Monday, November 26, 2012

Killing Kennedy


I learned long ago, in some American history class or another during my school days, that President John F. Kennedy was assassinated. Yet it remained just another fact to memorize prior to an exam and nothing more until I read Killing Kennedy. This historical thriller, written by a coalition of Bill O’Reilly and Martin Dugard, had me anxiously clutching the sides of my seat despite knowing full-well in advance the end of the story. I kept hoping that somehow, JFK was going to make it.  I almost wouldn’t oppose an alternate ending allowing his life to be spared as I grew to love the man and the First Lady as so many Americans did during his presidency.

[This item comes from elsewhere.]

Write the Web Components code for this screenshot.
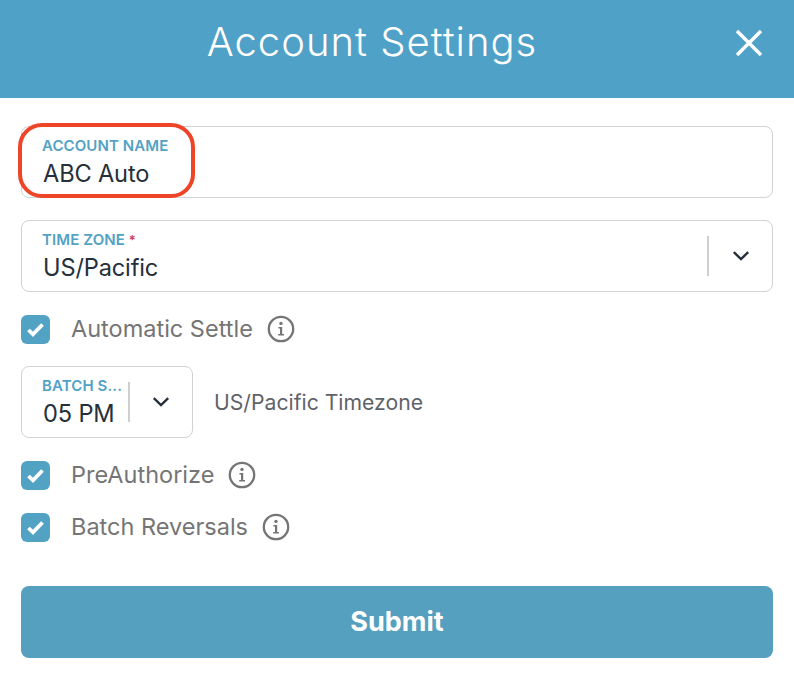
<!DOCTYPE html>
<html>
<head>
<meta charset="utf-8">
<title>Account Settings</title>
<style>
  html, body { margin: 0; background: #fff; }
  body { font-family: Inter, Lato, sans-serif; font-variant-ligatures: none; width: 794px; height: 698px; overflow: hidden; }
</style>
</head>
<body>
<settings-dialog title="Account Settings">
  <text-field label="ACCOUNT NAME" value="ABC Auto" highlight></text-field>
  <select-field label="TIME ZONE" value="US/Pacific" required></select-field>
  <check-row label="Automatic Settle"></check-row>
  <batch-row label="BATCH S..." value="05 PM" note="US/Pacific Timezone"></batch-row>
  <check-row label="PreAuthorize"></check-row>
  <check-row label="Batch Reversals"></check-row>
  <submit-button>Submit</submit-button>
</settings-dialog>

<script>
'use strict'
const CHEVRON = `<svg width="18" height="12" viewBox="0 0 18 12" fill="none"><path d="M1.8 2.2L9 9L16.2 2.2" stroke="#25303b" stroke-width="2.4"/></svg>`
const INFO = `<svg width="28" height="28" viewBox="0 0 28 28" fill="none">
  <circle cx="14" cy="14" r="12.2" stroke="#757575" stroke-width="2.3"/>
  <circle cx="14" cy="8.4" r="1.7" fill="#757575"/>
  <path d="M11.4 11.9H15.2V19H17V20.6H11.2V19H13V13.5H11.4Z" fill="#757575"/>
</svg>`

const FIELD_CSS = `
  .box { box-sizing: border-box; height: 72px; border: 1px solid #d2d2d2; border-radius: 8px; background: #fff; display: flex; align-items: center; }
  .text { flex: 1; min-width: 0; padding-left: 20px; padding-top: 2px; }
  .label { font-size: 15px; line-height: 18px; font-weight: 600; letter-spacing: 0.1px; color: #52a2c4; white-space: nowrap; }
  .label b { color: #d23a4a; font-size: 13px; font-weight: 600; }
  .value { font-size: 23.6px; line-height: 30px; margin-left: 1px; margin-top: 4px; letter-spacing: -0.15px; color: #25303b; white-space: nowrap; }
  .arrow { display: flex; align-items: center; justify-content: center; border-left: 2px solid #cfcfcf; height: 40px; }
`

customElements.define('settings-dialog', class extends HTMLElement {
  constructor () {
    super()
    this.attachShadow({ mode: 'open' }).innerHTML = `
      <style>
        :host { display: block; }
        header { height: 98px; background: #4fa1c7; display: flex; align-items: center; justify-content: center; padding-right: 50px; box-sizing: border-box; position: relative; }
        h1 { margin: 0 0 15px; font-size: 40px; line-height: 54px; font-weight: 350; letter-spacing: 1px; color: #fff; white-space: nowrap; }
        .close { position: absolute; left: 735px; top: 29px; display: block; }
        main { padding: 28px 21px 0; display: flex; flex-direction: column; }
      </style>
      <header>
        <h1>${this.getAttribute('title')}</h1>
        <svg class="close" width="28" height="28" viewBox="0 0 28 28" fill="none"><path d="M2 2L26 26M26 2L2 26" stroke="#fff" stroke-width="3.4"/></svg>
      </header>
      <main><slot></slot></main>`
  }
})

customElements.define('text-field', class extends HTMLElement {
  constructor () {
    super()
    this.attachShadow({ mode: 'open' }).innerHTML = `
      <style>
        :host { display: block; position: relative; }
        ${FIELD_CSS}
        .mark { position: absolute; left: -3px; top: -3px; width: 177px; height: 75px; box-sizing: border-box; border: 4.5px solid #ee4529; border-radius: 24px; }
      </style>
      <div class="box"><div class="text">
        <div class="label">${this.getAttribute('label')}</div>
        <div class="value">${this.getAttribute('value')}</div>
      </div></div>
      ${this.hasAttribute('highlight') ? '<div class="mark"></div>' : ''}`
  }
})

customElements.define('select-field', class extends HTMLElement {
  constructor () {
    super()
    this.attachShadow({ mode: 'open' }).innerHTML = `
      <style>
        :host { display: block; margin-top: 22px; }
        ${FIELD_CSS}
        .arrow { width: 63px; }
      </style>
      <div class="box">
        <div class="text">
          <div class="label">${this.getAttribute('label')}${this.hasAttribute('required') ? ' <b>*</b>' : ''}</div>
          <div class="value">${this.getAttribute('value')}</div>
        </div>
        <div class="arrow">${CHEVRON}</div>
      </div>`
  }
})

customElements.define('check-row', class extends HTMLElement {
  constructor () {
    super()
    this.attachShadow({ mode: 'open' }).innerHTML = `
      <style>
        :host { display: flex; align-items: center; height: 29px; margin-top: 23px; }
        .check { width: 29px; height: 29px; border-radius: 6px; background: #52a2c4; display: flex; align-items: center; justify-content: center; }
        .label { margin-left: 21px; margin-bottom: 2px; font-size: 23.5px; color: #757575; white-space: nowrap; }
        .info { margin-left: 14px; margin-bottom: 2px; display: flex; }
      </style>
      <div class="check"><svg width="19" height="15" viewBox="0 0 19 15" fill="none"><path d="M2.5 8L7 12.3L16.5 2.5" stroke="#fff" stroke-width="3.8"/></svg></div>
      <div class="label">${this.getAttribute('label')}</div>
      <div class="info">${INFO}</div>`
  }
})

customElements.define('batch-row', class extends HTMLElement {
  constructor () {
    super()
    this.attachShadow({ mode: 'open' }).innerHTML = `
      <style>
        :host { display: flex; align-items: center; margin-top: 22px; }
        ${FIELD_CSS}
        .box { width: 172px; flex: none; }
        .arrow { width: 62px; flex: none; }
        .note { margin-left: 21px; font-size: 21.2px; color: #5f6368; white-space: nowrap; }
      </style>
      <div class="box">
        <div class="text">
          <div class="label">${this.getAttribute('label')}</div>
          <div class="value">${this.getAttribute('value')}</div>
        </div>
        <div class="arrow">${CHEVRON}</div>
      </div>
      <div class="note">${this.getAttribute('note')}</div>`
  }
})

customElements.define('submit-button', class extends HTMLElement {
  constructor () {
    super()
    this.attachShadow({ mode: 'open' }).innerHTML = `
      <style>
        :host { display: block; margin-top: 44px; }
        button { display: block; width: 100%; height: 72px; border: 0; border-radius: 8px; background: #559fbf; color: #fff; font: 700 27px Inter, sans-serif; padding: 0 0 2px; }
      </style>
      <button><slot></slot></button>`
  }
})
</script>
</body>
</html>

O’Reilly and Dugard introduce their readers to a scraggly young Kennedy and lead us through the pivotal moments of his political and personal life up until it is cut short by Lee Harvey Oswald’s bullet.  We learn the good, the bad and the ugly of President Kennedy- his physical struggles with serious health detriments stemming from Addison’s disease and back problems to his major moral lapses while bedding with too many women to count (despite being married to arguably one of the classiest women to walk the White House halls). Thus, Kennedy becomes something real and tangible even to those born long after his untimely death. For this reason, the graphic description of his death is all the more painful to grapple with. All of a sudden, it feels as though I lost someone I knew personally. How Jacqueline Kennedy, who was covered with the brains and blood of her own husband, could surface from such a grotesquely scarring incident slides further and further from comprehension with each paragraph.

The authors of this non-stop narrative sprinkle it with facts and tidbits to truly round out the figure of John F. Kennedy. His therapeutic nude swims in the White House, the way he rough-housed with his two children in the morning and other facts of his private life add life to the two-dimensional textbook figure we learn about in school.

I never thought that an event seemingly so distant from my own life could affect me in such a way. Every time the authors mention some potential way his death could have been avoided jarred me to ponder how different things could be today. What if Kennedy had listened to warnings not to visit Dallas? What if his killer, Lee Harvey Oswald and his Communist dealings were investigated more closely by the intelligence community? This book certainly brings questions to its readers’ attentions. Questions, however, that simply have no answer.